As our third SEED2016 post, I’m focusing on the commercial industry presence at the conference. This year SEED showcased the burgeoning synthetic biology industry. 25% of speakers came from industry and 18 sponsors chipped in to make the conference happen. The field of synthetic biology is maturing and beginning to take hold in industrial applications. To get a sense of the breadth of the industry in 2015 check out our 2015 review “SynBio is Booming“, Synbiobeta on the growth in venture funding for synthetic biology companies in 2015, and Nature reporting on how synthetic biology is gaining Silicon Valley investors.
The SEED session dedicated to synbio industry was titled “An Emerging SynBio Industry” and it featured speakers on applications for therapeutics, sustainability, and improved biological design. The speakers represented companies from across the synthetic biology in size and application area.
Synlogic lead off the industry session with its development of synthetic biotics. This currently takes the form of engineered probiotic E. coli Nissle to do metabolic transformations that a diseased human gut may be deficient in. The company was founded in 2013 by Jim Collins and Tim Lu (both currently of MIT but formerly of Boston University). This approach could provide a new type of ‘smart’ drug where an engineered microbe is the delivery method that adapts to the patient.
On the bio-manufacturing side, Genomatica used synthetic biology parts, including ssrA degradation tags from the parts registry, to optimize1,4-butanediol (BDO) production strains. They managed to commercialize a BDO strain in 5 years from proof-of-concept to their GENO BDO process. This is shows how well characterized parts can continue to be used in projects beyond their original goal.

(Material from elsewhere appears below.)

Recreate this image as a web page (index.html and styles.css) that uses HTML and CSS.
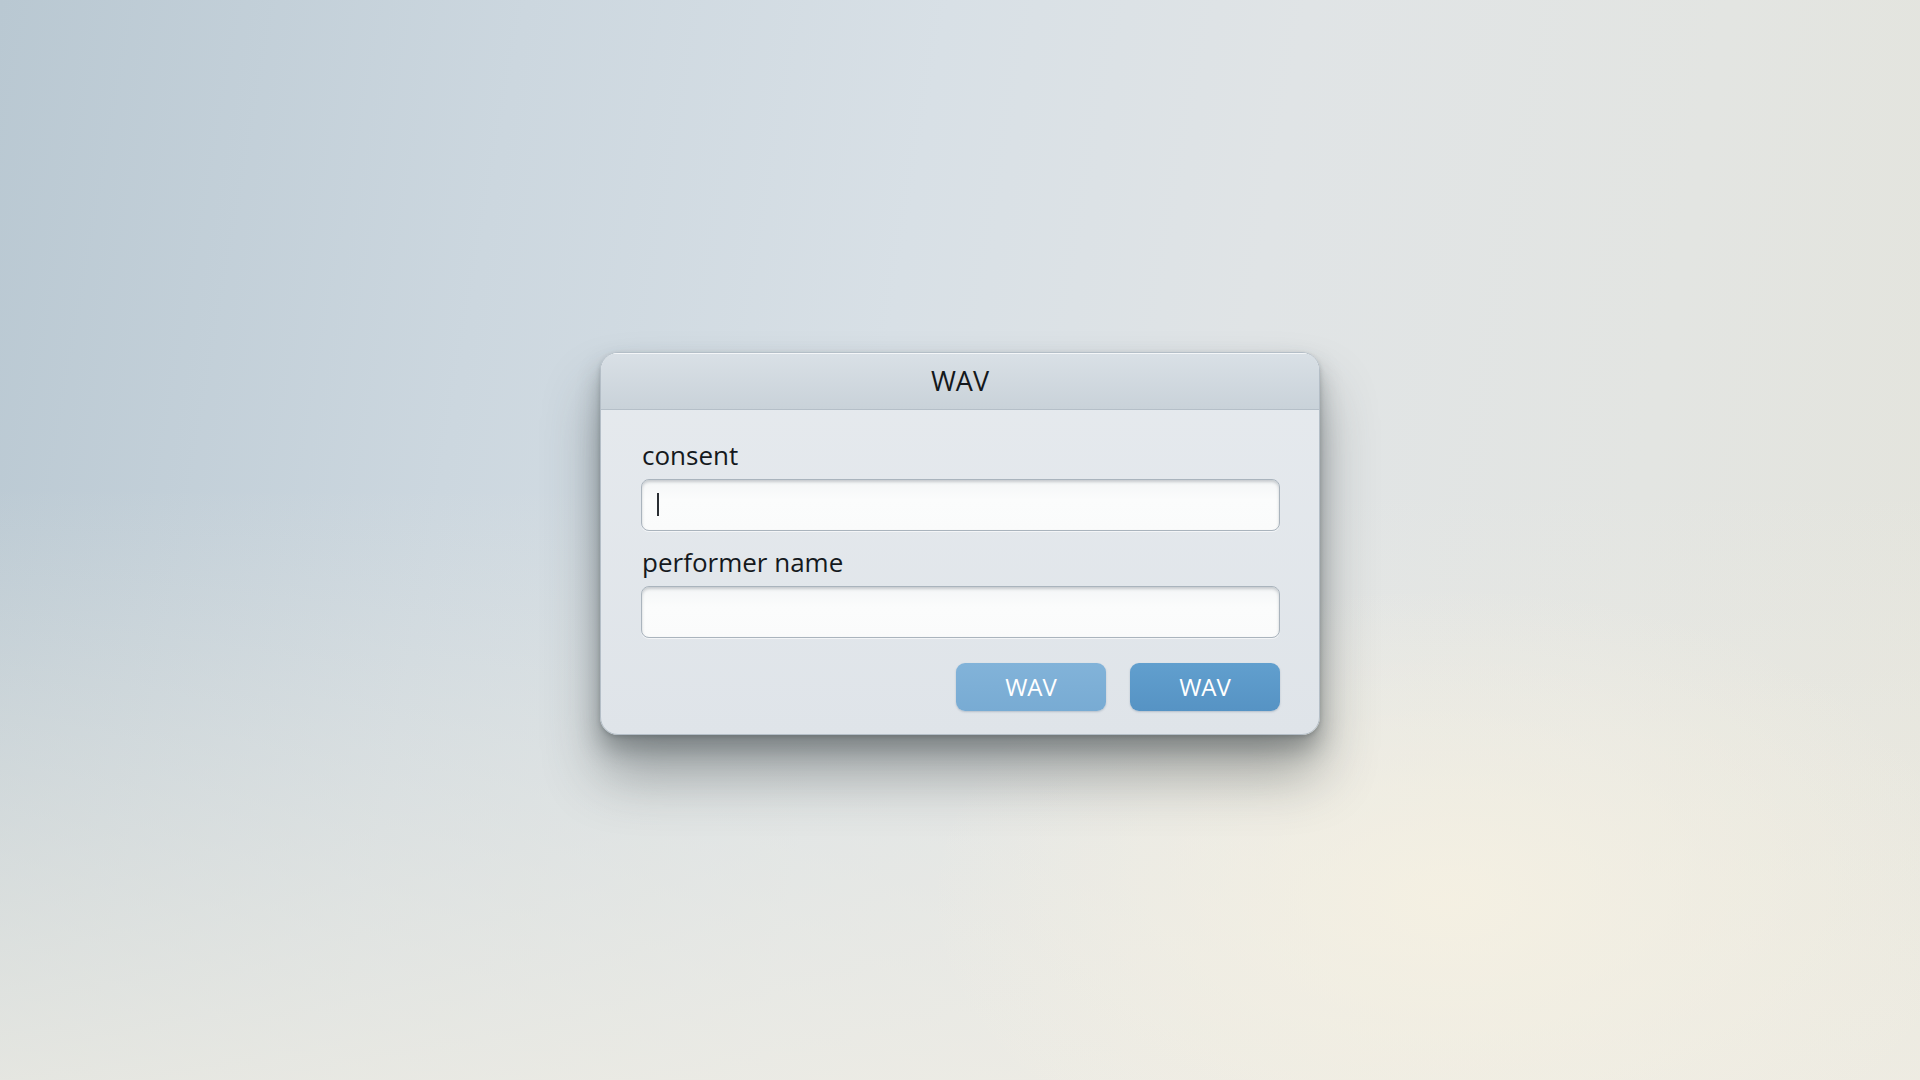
FILE: index.html
```html
<!DOCTYPE html>
<html lang="en">
<head>
<meta charset="utf-8">
<title>WAV</title>
<link rel="stylesheet" href="styles.css">
</head>
<body>
<main class="stage">
  <section class="dialog">
    <header class="dialog-title">WAV</header>
    <div class="dialog-body">
      <div class="field">
        <label class="field-label" for="consent">consent</label>
        <div class="field-input"><span class="caret"></span></div>
      </div>
      <div class="field">
        <label class="field-label" for="performer">performer name</label>
        <div class="field-input"></div>
      </div>
      <div class="actions">
        <button class="btn btn-secondary">WAV</button>
        <button class="btn btn-primary">WAV</button>
      </div>
    </div>
  </section>
</main>
</body>
</html>
```

FILE: styles.css
```css
* { box-sizing: border-box; }

html, body {
  margin: 0;
  height: 100%;
}

body {
  font-family: "Open Sans", "Noto Sans", sans-serif;
  color: #15191d;
  background:
    radial-gradient(ellipse 700px 420px at 1450px 900px, rgba(246, 241, 226, 0.85), rgba(246, 241, 226, 0) 75%),
    linear-gradient(180deg, rgba(240, 238, 230, 0) 45%, rgba(241, 238, 228, 0.75) 100%),
    linear-gradient(100deg, #b9c8d2 0%, #ccd7df 25%, #d8e0e6 45%, #e0e4e6 62%, #e3e5e2 82%, #e4e4dc 100%);
}

.stage {
  height: 100%;
  display: flex;
  align-items: center;
  justify-content: center;
  padding-top: 6px;
}

.dialog {
  width: 720px;
  border-radius: 18px;
  overflow: hidden;
  background: linear-gradient(180deg, #e6eaee 0%, #dfe4e9 100%);
  border: 1px solid #b4bec7;
  box-shadow:
    0 40px 55px rgba(60, 66, 70, 0.42),
    0 14px 22px rgba(60, 66, 70, 0.34),
    0 2px 4px rgba(60, 66, 70, 0.25),
    inset 0 1px 0 rgba(255, 255, 255, 0.6);
}

.dialog-title {
  height: 57px;
  display: flex;
  align-items: center;
  justify-content: center;
  font-size: 27px;
  color: #14181c;
  background: linear-gradient(180deg, #d9e0e6 0%, #c9d2d9 100%);
  border-bottom: 1px solid #b5bfc8;
  box-shadow: inset 0 1px 0 rgba(255, 255, 255, 0.7);
}

.dialog-body {
  padding: 28px 39px 23px 40px;
  display: flex;
  flex-direction: column;
}

.field {
  display: flex;
  flex-direction: column;
  margin-bottom: 14px;
}

.field-label {
  font-size: 26px;
  line-height: 34px;
  padding-left: 1px;
  margin-bottom: 7px;
  color: #15191d;
}

.field-input {
  height: 52px;
  border-radius: 8px;
  background: linear-gradient(180deg, #f4f6f7 0%, #fbfcfc 40%, #fafbfb 100%);
  border: 1px solid #aab4bd;
  box-shadow:
    inset 0 2px 3px rgba(90, 100, 110, 0.3),
    0 1px 0 rgba(255, 255, 255, 0.6);
  display: flex;
  align-items: center;
  padding-left: 15px;
}

.caret {
  width: 2px;
  height: 23px;
  background: #2a2e33;
}

.actions {
  display: flex;
  justify-content: flex-end;
  gap: 24px;
  margin-top: 11px;
}

.btn {
  width: 150px;
  height: 48px;
  border-radius: 9px;
  border: none;
  font-family: "Open Sans", "Noto Sans", sans-serif;
  font-size: 24px;
  color: #ffffff;
  padding: 0;
  box-shadow: 0 1px 2px rgba(50, 80, 110, 0.25);
}

.btn-secondary {
  background: linear-gradient(180deg, #82b3d9 0%, #78abd3 100%);
}

.btn-primary {
  background: linear-gradient(180deg, #619fce 0%, #5693c4 100%);
}
```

Autodesk offered a cloud-based tool for synthetic biology design. The newly released genetic constructor is meant to provide an open-source CAD tool that can interface with biological foundries set up to do large synthetic biology projects. The design tool also allows the design of typical synthetic biology constructs with standardized parts.
Other companies presented their platforms to help enable synthetic biology researchers with faster, cheaper, or better options for genetic parts. Axel Trefzser from ThermoFisher Scientific covered their services for synthetic biologists. They offer a wide variety of products including gene synthesis, CRISPR services, and cloning tools. More and more companies are competing to offer these services which is good news for synthetic biologists. Agilent’s Joel Myerson showed off their chemically modified guide RNAs for CRISPR-Cas9. The RNA chemistry TC protecting group overcame some key challenges and helps improve effieciency with co-delivered RNA that doesn’t require DNA delivery (see publication and company website.
DNA synthesis and construction are major areas for industry that will help transform the synthetic biology field. Lots of new activity in DNA synthesis is trying to push the technology to enable faster and cheaper construction of synthetic DNA. See our previous post on synthetic human genomes as a possible milestone for the community. Now, Gingko Bioworks has purchased 400 million bases of synthetic DNA from Gen9 & Twist Bioscience to build up their pathway optimization. Twist was present as a Gold sponsor and gave a lunch break presentation on their technology for affordable large scale DNA synthesis.
We also got to see some new industrial applications of synthetic biology. For instance, LanzaTech is trying to use synbio tools to recycle carbon waste. Its bioprocessing platform is trying to take carbon captured waste and use it for other fuels or chemicals. Carbon re-use is not usually the top application synthetic biologists think of but it’s important to see new areas where engineering biology can make a global impact.
After the industry, talks there was an industry mixer to give time for socializing with attendees to learn more about what’s happening at these companies. Many of the companies also had poster presentations or tables where attendees could learn more about the technical capabilities. I got to talk to many industry people including learning about the commercialized TX-TL cell-free expression system (see last SEED post focusing on cell-free), and I learned a lot about a system that I had considered purchasing but wanted more information.
It was good to see a good number of companies represented at SEED this year. The commercial synthetic biology industry is starting to find the areas that it can make the most impact and is building off of the technological advancements and refinements. I’m sure we’ll see even more impressive advancements at SEED in 2017.